### ENTRIES PROVIDED

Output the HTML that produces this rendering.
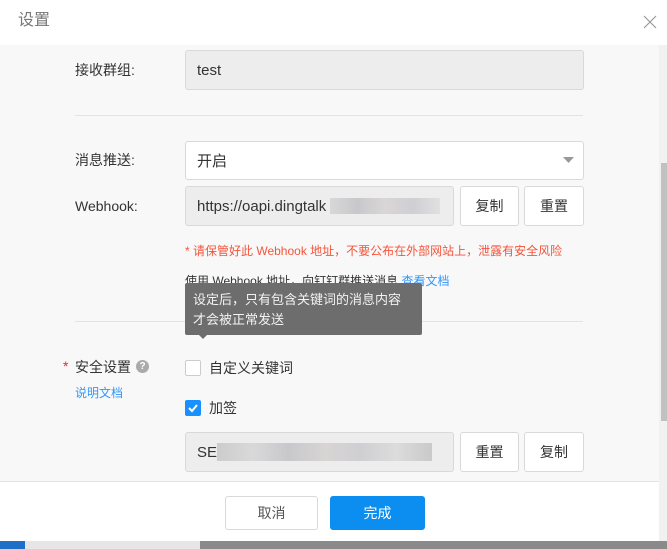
<!DOCTYPE html>
<html><head><meta charset="utf-8"><style>
*{box-sizing:border-box;margin:0;padding:0}
body{width:667px;height:549px;overflow:hidden;position:relative;background:#f8f8f8;font-family:"Liberation Sans","Noto Sans CJK SC",sans-serif;font-size:14px;color:#333}
.a{position:absolute}
.inp{position:absolute;border:1px solid #d9d9d9;border-radius:3px;padding-left:11px;display:flex;align-items:center;font-size:15px;color:#333}
.btn{position:absolute;border:1px solid #d9d9d9;border-radius:3px;background:#fff;display:flex;align-items:center;justify-content:center;font-size:14px;color:#333}
.lbl{position:absolute;font-size:14px;color:#333;line-height:20px}
</style></head><body>
<div class="a" style="left:0;top:0;width:667px;height:45px;background:#fff"></div>
<div class="a" style="left:18px;top:10px;font-size:16px;color:#777;line-height:22px">设置</div>
<svg class="a" style="left:643px;top:15px" width="14" height="14"><path d="M1 1L13 13M13 1L1 13" stroke="#999" stroke-width="1.2"/></svg>

<div class="lbl" style="left:75px;top:60px">接收群组:</div>
<div class="inp" style="left:185px;top:50px;width:399px;height:40px;background:#ededed">test</div>
<div class="a" style="left:75px;top:115px;width:508px;height:1px;background:#e3e3e3"></div>

<div class="lbl" style="left:75px;top:150px">消息推送:</div>
<div class="inp" style="left:185px;top:141px;width:399px;height:39px;background:#fff">开启</div>
<svg class="a" style="left:563px;top:157px" width="11" height="7"><path d="M0 0H11L5.5 6Z" fill="#999"/></svg>

<div class="lbl" style="left:75px;top:196px">Webhook:</div>
<div class="inp" style="left:185px;top:186px;width:269px;height:40px;background:#ededed;overflow:hidden">https://oapi.dingtalk<span style="display:inline-block;width:110px;height:16px;margin-left:4px;background:linear-gradient(90deg,#d8d8d8,#c8c8cc,#d9d6d6,#cfcfd3,#e0e0e0)"></span></div>
<div class="btn" style="left:460px;top:186px;width:59px;height:40px">复制</div>
<div class="btn" style="left:524px;top:186px;width:60px;height:40px">重置</div>

<div class="a" style="left:185px;top:243px;font-size:12px;color:#f5543a;line-height:16px">* 请保管好此 Webhook 地址，不要公布在外部网站上，泄露有安全风险</div>
<div class="a" style="left:185px;top:273px;font-size:12px;color:#333;line-height:16px">使用 Webhook 地址，向钉钉群推送消息 <span style="color:#3296fa">查看文档</span></div>
<div class="a" style="left:75px;top:321px;width:508px;height:1px;background:#e3e3e3"></div>
<div class="a" style="left:185px;top:283px;width:237px;height:52px;background:#6d6d6d;border-radius:2px;color:#f2f2f2;font-size:13px;line-height:20px;padding:7px 0 0 8px">设定后，只有包含关键词的消息内容<br>才会被正常发送</div>
<div class="a" style="left:199px;top:335px;width:0;height:0;border-left:4px solid transparent;border-right:4px solid transparent;border-top:4px solid #6d6d6d"></div>

<div class="a" style="left:63px;top:358px;color:#f5222d;font-size:14px">*</div>
<div class="lbl" style="left:75px;top:357px">安全设置</div>
<div class="a" style="left:136px;top:360px;width:13px;height:13px;border-radius:50%;background:#aaa;color:#fff;font-size:10px;font-weight:bold;text-align:center;line-height:13px">?</div>
<div class="a" style="left:75px;top:385px;font-size:12px;color:#3296fa;line-height:16px">说明文档</div>

<div class="a" style="left:185px;top:360px;width:16px;height:16px;border:1px solid #ccc;border-radius:2px;background:#fff"></div>
<div class="lbl" style="left:209px;top:358px">自定义关键词</div>
<div class="a" style="left:185px;top:400px;width:16px;height:16px;border-radius:2px;background:#1890ff"></div>
<svg class="a" style="left:185px;top:400px" width="16" height="16"><path d="M4 8L7 11L12 5" stroke="#fff" stroke-width="2" fill="none"/></svg>
<div class="lbl" style="left:209px;top:398px">加签</div>

<div class="inp" style="left:185px;top:432px;width:269px;height:40px;background:#ededed;overflow:hidden">SE<span style="display:inline-block;width:215px;height:18px;background:linear-gradient(90deg,#ccc,#d9d9d9,#c8c8cc,#d8d4d4,#cfcfd3,#dcdcdc,#c9c9c9)"></span></div>
<div class="btn" style="left:460px;top:432px;width:59px;height:40px">重置</div>
<div class="btn" style="left:524px;top:432px;width:60px;height:40px">复制</div>

<div class="a" style="left:0;top:481px;width:659px;height:60px;background:#fff;border-top:1px solid #e3e3e3"></div>
<div class="btn" style="left:225px;top:496px;width:93px;height:34px;color:#555">取消</div>
<div class="btn" style="left:330px;top:496px;width:95px;height:34px;background:#0b8eef;border-color:#0b8eef;color:#fff">完成</div>

<div class="a" style="left:659px;top:45px;width:8px;height:496px;background:#f1f1f1"></div>
<div class="a" style="left:661px;top:163px;width:6px;height:258px;background:#c1c1c1"></div>

<div class="a" style="left:0;top:541px;width:667px;height:8px;background:#8a8a8a"></div>
<div class="a" style="left:0;top:541px;width:25px;height:8px;background:#1e6fc8"></div>
<div class="a" style="left:25px;top:541px;width:175px;height:8px;background:#e6e6e6"></div>
</body></html>
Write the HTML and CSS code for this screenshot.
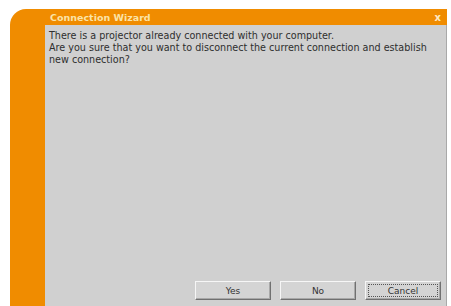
FILE: index.html
```html
<!DOCTYPE html>
<html>
<head>
<meta charset="utf-8">
<link rel="stylesheet" href="styles.css">
</head>
<body>
<div class="frame">
  <div class="titlebar">
    <span class="title">Connection Wizard</span>
    <span class="close">x</span>
  </div>
  <div class="content">
    <div class="message">
      <p>There is a projector already connected with your computer.</p>
      <p>Are you sure that you want to disconnect the current connection and establish new connection?</p>
    </div>
    <div class="buttons">
      <button class="btn">Yes</button>
      <button class="btn">No</button>
      <button class="btn focused"><span class="focus">Cancel</span></button>
    </div>
  </div>
</div>
</body>
</html>
```
FILE: styles.css
```css
html, body {
  margin: 0;
  padding: 0;
  background: #ffffff;
  height: 306px;
  overflow: hidden;
}
.frame {
  margin: 9px 0 0 10px;
  width: 437px;
  height: 297px;
  background: #f08c00;
  border-top-left-radius: 16px;
  display: flex;
  flex-direction: column;
}
.titlebar {
  height: 16px;
  display: flex;
  align-items: center;
  justify-content: space-between;
  padding: 0 6px 0 40px;
  font-family: "DejaVu Sans", sans-serif;
  font-size: 9.5px;
  font-weight: bold;
  color: #fbe3a6;
}
.close {
  font-size: 10px;
  color: #fde9c4;
}
.content {
  flex: 1;
  margin-left: 35px;
  background: #d0d0d0;
  border-right: 1px solid #a9a9a9;
  display: flex;
  flex-direction: column;
  justify-content: space-between;
  padding: 5px 5px 6px 4px;
}
.message {
  font-family: "DejaVu Sans", Verdana, sans-serif;
  font-size: 9.6px;
  line-height: 12px;
  color: #2e2e2e;
  max-width: 388px;
}
.message p {
  margin: 0;
}
.buttons {
  display: flex;
  justify-content: flex-end;
  gap: 9px;
}
.btn {
  width: 76px;
  height: 19px;
  background: #d4d4d4;
  border: 1px solid;
  border-color: #f6f6f6 #707070 #707070 #f6f6f6;
  box-shadow: inset -1px -1px 0 #a8a8a8;
  font-family: "DejaVu Sans", Verdana, sans-serif;
  font-size: 9px;
  color: #333333;
  padding: 0;
  display: flex;
  align-items: center;
  justify-content: center;
}
.focused {
  padding: 2px;
}
.focus {
  flex: 1;
  align-self: stretch;
  display: flex;
  align-items: center;
  justify-content: center;
  border: 1px dotted #555555;
}
```
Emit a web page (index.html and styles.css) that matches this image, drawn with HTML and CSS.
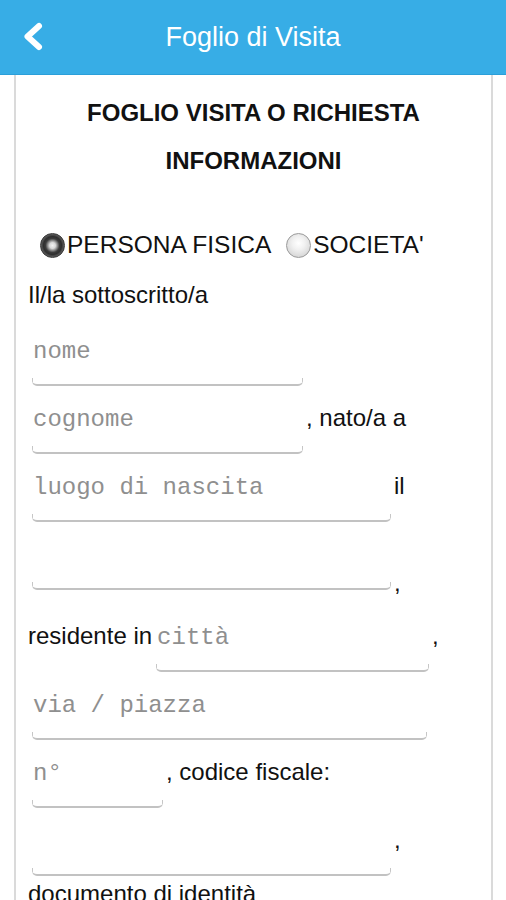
FILE: index.html
```html
<!DOCTYPE html>
<html lang="it">
<head>
<meta charset="utf-8">
<title>Foglio di Visita</title>
<link rel="stylesheet" href="styles.css">
</head>
<body>
<header class="topbar">
  <a class="back" aria-label="Indietro"><svg width="60" height="74" viewBox="0 0 60 74"><polyline points="39,26 27.5,36.5 39,47" fill="none" stroke="#fff" stroke-width="6" stroke-linecap="round" stroke-linejoin="round"/></svg></a>
  <h1 class="topbar-title">Foglio di Visita</h1>
  <span class="spacer"></span>
</header>
<main class="card">
  <h2 class="form-title">FOGLIO VISITA O RICHIESTA<br>INFORMAZIONI</h2>
  <div class="choice">
    <label class="opt"><input type="radio" name="tipo" checked><span>PERSONA FISICA</span></label>
    <label class="opt second"><input type="radio" name="tipo"><span>SOCIETA'</span></label>
  </div>
  <p class="intro">Il/la sottoscritto/a</p>
  <div class="row first"><input class="field w270" placeholder="nome"></div>
  <div class="row"><input class="field w270" placeholder="cognome">, nato/a a</div>
  <div class="row"><input class="field w358" placeholder="luogo di nascita">il</div>
  <div class="row"><input class="field w358"><span class="low">,</span></div>
  <div class="row spaced">residente in<input class="field w272" placeholder="città">,</div>
  <div class="row"><input class="field w394" placeholder="via / piazza"></div>
  <div class="row"><input class="field w130" placeholder="n°">, codice fiscale:</div>
  <div class="row"><input class="field w358">,</div>
  <p class="intro tail">documento di identità</p>
</main>
</body>
</html>
```
FILE: styles.css
```css
html, body {
  margin: 0;
  padding: 0;
  background: #fff;
}
body {
  font-family: "Liberation Sans", Arial, sans-serif;
  color: #111;
  width: 506px;
}
.topbar {
  display: grid;
  grid-template-columns: 60px 1fr 60px;
  align-items: center;
  height: 74px;
  background: #37ade6;
  border-bottom: 1px solid #2b9fd9;
}
.back {
  display: block;
  height: 74px;
}
.back svg {
  display: block;
}
.topbar-title {
  margin: 0;
  text-align: center;
  color: #fff;
  font-weight: normal;
  font-size: 27px;
  line-height: 30px;
}
.card {
  margin: 0 13px 0 14px;
  border-left: 2px solid #dadada;
  border-right: 2px solid #dadada;
  padding: 14px 12px 40px 12px;
}
.form-title {
  margin: 0;
  text-align: center;
  font-size: 24px;
  font-weight: bold;
  line-height: 48px;
}
.choice {
  display: flex;
  align-items: center;
  height: 30px;
  margin-top: 45px;
  padding-left: 12px;
  font-size: 24.5px;
}
.opt {
  display: flex;
  align-items: center;
  gap: 2px;
}
.opt.second {
  margin-left: 15px;
}
.opt input {
  -webkit-appearance: none;
  appearance: none;
  margin: 0;
  width: 25px;
  height: 25px;
  border-radius: 50%;
  border: 1px solid #9a9a9a;
  background: radial-gradient(circle at 50% 40%, #ffffff 0, #f1f1f1 35%, #c9c9c9 100%);
}
.opt input:checked {
  border-color: #333;
  background: radial-gradient(circle at 50% 50%, #f4f4f4 0, #d8d8d8 3px, #8a8a8a 5px, #3c3c3c 7px, #2e2e2e 9px, #6a6a6a 12px);
}
.intro {
  margin: 21px 0 0;
  font-size: 24px;
  line-height: 28px;
}
.intro.tail {
  margin-top: 4px;
}
.row {
  font-size: 24px;
  margin-top: 12px;
  white-space: nowrap;
}
.row.first {
  margin-top: 21px;
}
.row.spaced {
  margin-top: 26px;
}
.field {
  box-sizing: border-box;
  height: 56px;
  margin: 0 3px 0 4px;
  padding: 0 2px 12px 1px;
  border: none;
  border-bottom: 2px solid #c2c2c2;
  border-radius: 0 0 5px 5px;
  outline: none;
  font-family: "Liberation Mono", "Courier New", monospace;
  font-size: 24px;
  color: #333;
  vertical-align: baseline;
  background:
    linear-gradient(#c6c6c6, #c6c6c6) left 0 bottom 2px / 1px 4px no-repeat,
    linear-gradient(#c6c6c6, #c6c6c6) right 0 bottom 2px / 1px 4px no-repeat,
    #fff;
}
.field::placeholder {
  color: #8f8f8f;
  opacity: 1;
}
.w270 { width: 271px; }
.w358 { width: 359px; }
.w272 { width: 273px; }
.w394 { width: 395px; }
.w130 { width: 131px; }
.low {
  vertical-align: -29px;
  line-height: 0;
}
```
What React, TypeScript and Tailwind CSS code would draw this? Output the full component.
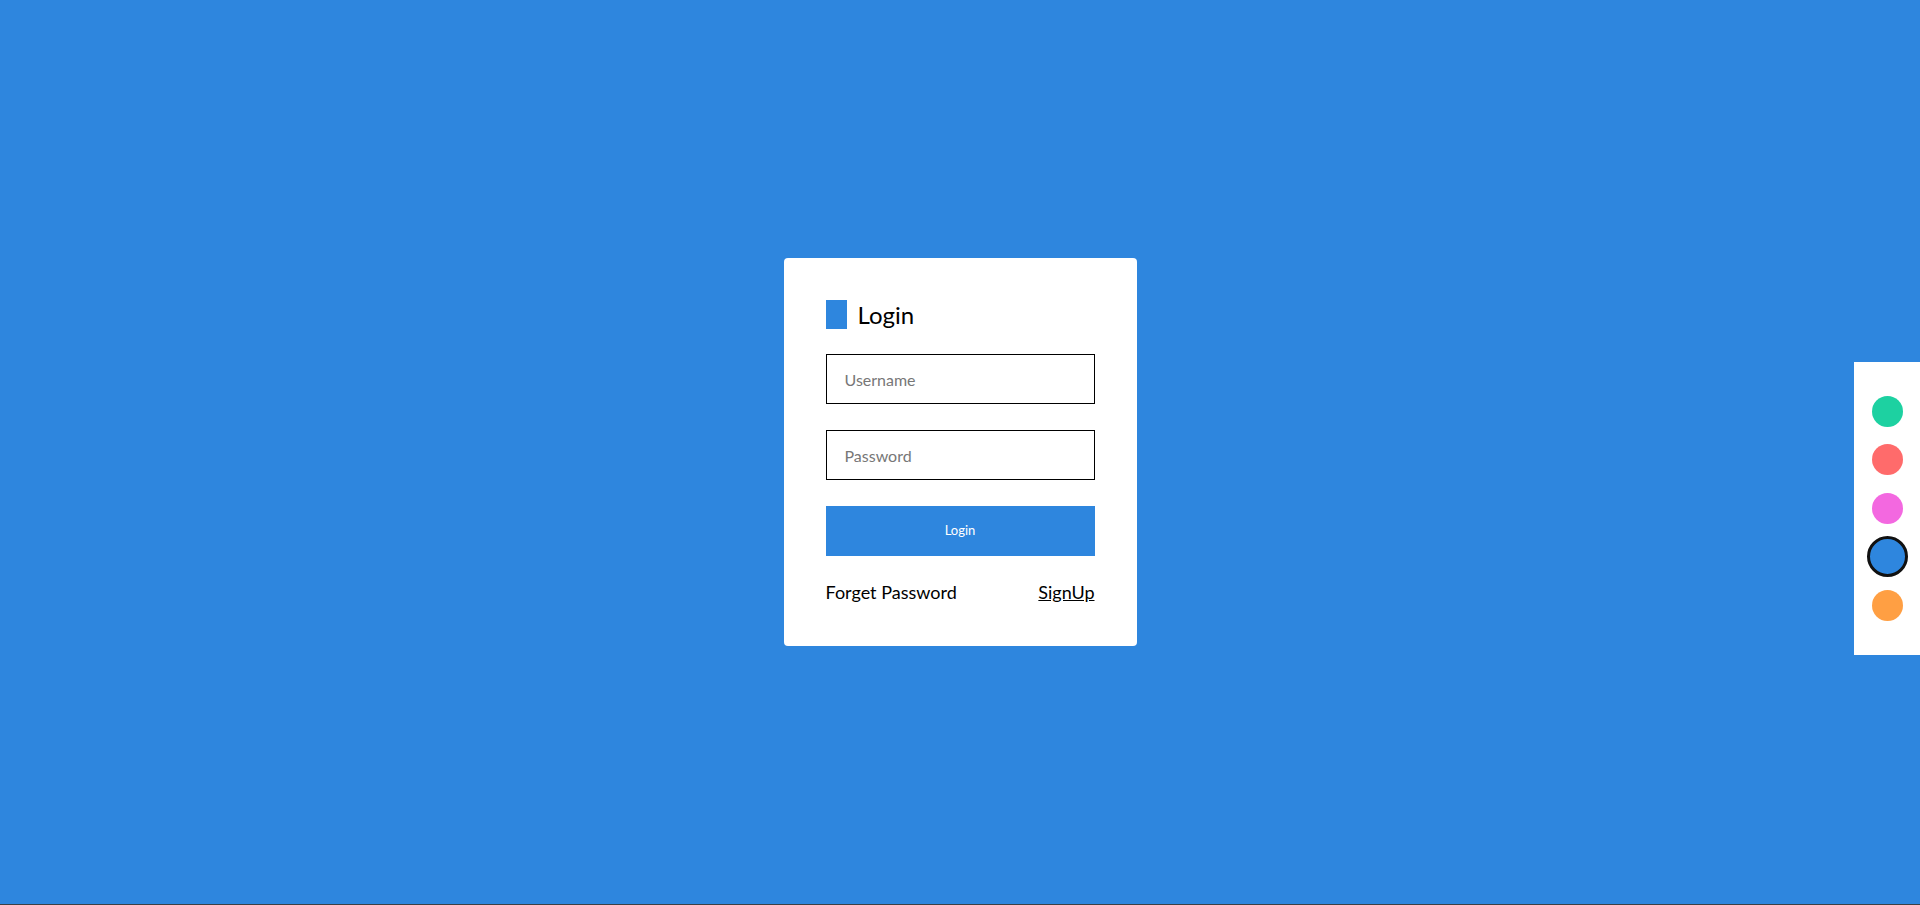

######

**WORK INSTRUCTIONS**
Check each line above for the string "with" and show the ones that have it.

**RESULT FOR THIS EXERCISE**
      <p>There is a projector already connected with your computer.</p>
Emit a web page (index.html and styles.css) that matches this image, drawn with HTML and CSS.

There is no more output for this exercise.